The course of events since Federation has essentially confirmed the perspicacity of Alfred Deakin. While there have been periods of relative financial harmony between the Commonwealth and the States, during this first century of federation there has developed an inexorably growing vertical fiscal imbalance between them. Over time, the Commonwealth has come to control all the major revenue sources in Australia. The States have found themselves unable to raise sufficient revenue to meet their own expenditure responsibilities and have relied heavily upon financial assistance from the Commonwealth. This power of the purse has allowed the Commonwealth to achieve its objectives in a range of areas (e.g. health and education) for which it has no explicit constitutional head of power.(6) It has also enabled the Commonwealth to influence the distribution of its financial assistance amongst the States and has allowed it to regulate borrowings by State governments and their authorities.

Commonwealth Financial Domination of the States

The First Four Decades

The first ten years after Federation saw some significant developments in the structure of Federal-State financial relations. With the loss of their customs and excise revenues, the States set about strengthening their remaining revenue bases. Prior to Federation, the States had always levied small amounts of income tax and they began to develop this as a primary source of tax revenue. They also expanded their existing estate duties and stamp duties. Of course, the States also derived a reasonable amount of non-tax revenue from other sources, such as railway profits, land sales and royalties. In 1909-10, for example, of total State revenues of $53 million, 15 per cent was derived from taxation and 53 per cent from non-tax sources. However, Commonwealth grants to the States still represented the remaining 31 per cent of their revenues.

Over the first decade, Commonwealth funding to the States initially reflected the provisions of sections 87 and 94 of the Constitution. The Commonwealth not only returned to the States their entitlement to three-quarters of all customs and excise duty raised but, in the first eight years, also returned all surplus revenue. However, by 1908, the Commonwealth had become dissatisfied with these arrangements. Commonwealth revenues had been boosted significantly through the imposition of its new tariff policy in 1906 and it now found itself having to share this and income from other sources, such as postal and telegraph profits, with the States. Moreover, the Commonwealth was becoming aware of the fact that it would need to make adequate provision for its own expenditures in such fields as defence and pensions.

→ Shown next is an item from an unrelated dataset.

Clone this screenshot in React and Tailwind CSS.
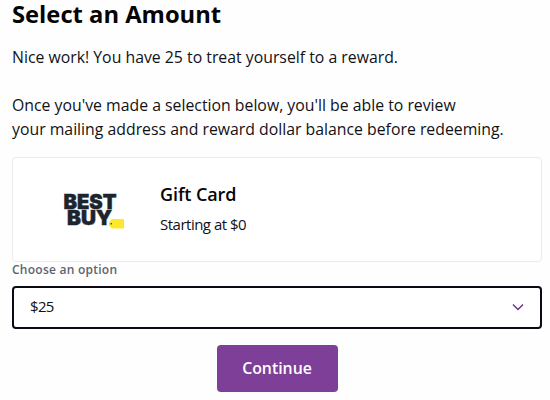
export default function App() {
  return (
    <main className="h-[400px] w-[550px] overflow-hidden bg-[#fefefe] pr-2 pl-3 font-['Open_Sans',sans-serif] text-[#111117]">
      <h1 className="text-[23.75px] leading-7 font-bold text-[#050508]">Select an Amount</h1>
      <p className="mt-[17px] text-[15.82px] leading-6">
        Nice work! You have 25 to treat yourself to a reward.
      </p>
      <p className="mt-6 text-[15.82px] leading-6">
        Once you've made a selection below, you'll be able to review
        <br />
        your mailing address and reward dollar balance before redeeming.
      </p>

      <section className="mt-4 flex h-[105px] items-center rounded-sm border border-[#ebebee] bg-white">
        <BestBuyLogo />
        <div className="-mt-1 ml-[35px]">
          <h2 className="text-[18px] leading-6 font-semibold tracking-[-0.1px] text-[#050508]">
            Gift Card
          </h2>
          <p className="mt-2 text-[15px] leading-5 tracking-[-0.5px]">Starting at $0</p>
        </div>
      </section>

      <label className="block text-[12px] leading-4 font-semibold tracking-[0.25px] text-[#5c6470]">
        Choose an option
      </label>
      <button className="mt-2 flex h-[43px] w-full items-center justify-between rounded-[4px] border-2 border-[#0c0814] bg-white pr-4 pb-0.5 pl-4 text-[15px] tracking-[-0.7px]">
        <span>$25</span>
        <svg width="12" height="8" viewBox="0 0 12 8" fill="none" stroke="#6b3585" strokeWidth="1.5">
          <path d="M1 1.5l5 5 5-5" />
        </svg>
      </button>

      <button className="mx-auto mt-4 block h-[47px] w-[121px] rounded-[4px] bg-[#7d3f98] text-[15.85px] font-semibold text-white">
        Continue
      </button>
    </main>
  );
}

function BestBuyLogo() {
  return (
    <svg className="ml-[50px]" width="62" height="48" viewBox="0 0 62 48">
      <g
        fill="#1d252c"
        stroke="#1d252c"
        strokeWidth="0.5"
        fontFamily="Inter, sans-serif"
        fontWeight="900"
        fontSize="20"
      >
        <text x="0.5" y="22.9" textLength="53" lengthAdjust="spacingAndGlyphs">
          BEST
        </text>
        <text x="4" y="38.9" textLength="45" lengthAdjust="spacingAndGlyphs">
          BUY
        </text>
      </g>
      <path
        d="M49 33h11a1 1 0 0 1 1 1v7.5a1 1 0 0 1-1 1H49l-3-3v-3.500z"
        fill="#fce92b"
      />
      <circle cx="48.3" cy="37.7" r="0.8" fill="#1d252c" />
    </svg>
  );
}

In March 1908, the Treasurer, Sir William Lyne (Protectionist Party, Hume, NSW) introduced the Surplus Revenue Bill 1908.(7) Sir William argued that surplus revenue was not the excess of revenue over actual expenditure in any one year but an excess of revenue over any Parliamentary appropriation for the purposes of the Commonwealth in the present or future years. Already, the Audit Act 1901 permitted the establishment of trust accounts within the Public Account and it was the Government's contention that the appropriation of monies from Consolidated Revenue into a trust fund for future use represented an expenditure of the Commonwealth. By establishing trust accounts, the Commonwealth could ensure that no surplus revenue ever eventuated. This would not only obviate the need to make surplus revenue payments to the States (although it would still be bound until 1910 by the Braddon clause arrangements) but it would also enable a government to appropriate monies for future use without the need to obtain annual Parliamentary appropriations.

The measures proposed in the Bill were vigorously opposed, especially by Sir John Forrest (Western Australia Party, Swan, WA), who argued that the Bill was virtually an attempt by Parliament to amend section 94 of the Constitution and an unfair attack upon the financial welfare of the States.(8) Nevertheless, Parliament saw fit to pass this legislation, not least of all because the Treasurer linked passage of the legislation with the establishment of a trust fund from which federal old-age and invalid pensions would be paid. From 1908-09 onwards, surplus revenue payments to the States ceased.

With the effective removal of the surplus revenue requirement, the Commonwealth and the Premiers needed to negotiate new arrangements for ensuring adequate funding to the States. With the approaching end of the mandatory Braddon clause period, not only was there a need to determine the level of such funding but also its allocation amongst the States. The 'book-keeping system' approach which had mainly returned funding to the States in proportion to the amount of customs and excise duty raised in each jurisdiction, was administratively unbearable, but certain States, especially NSW, were opposed to a simple per capita distribution.(9)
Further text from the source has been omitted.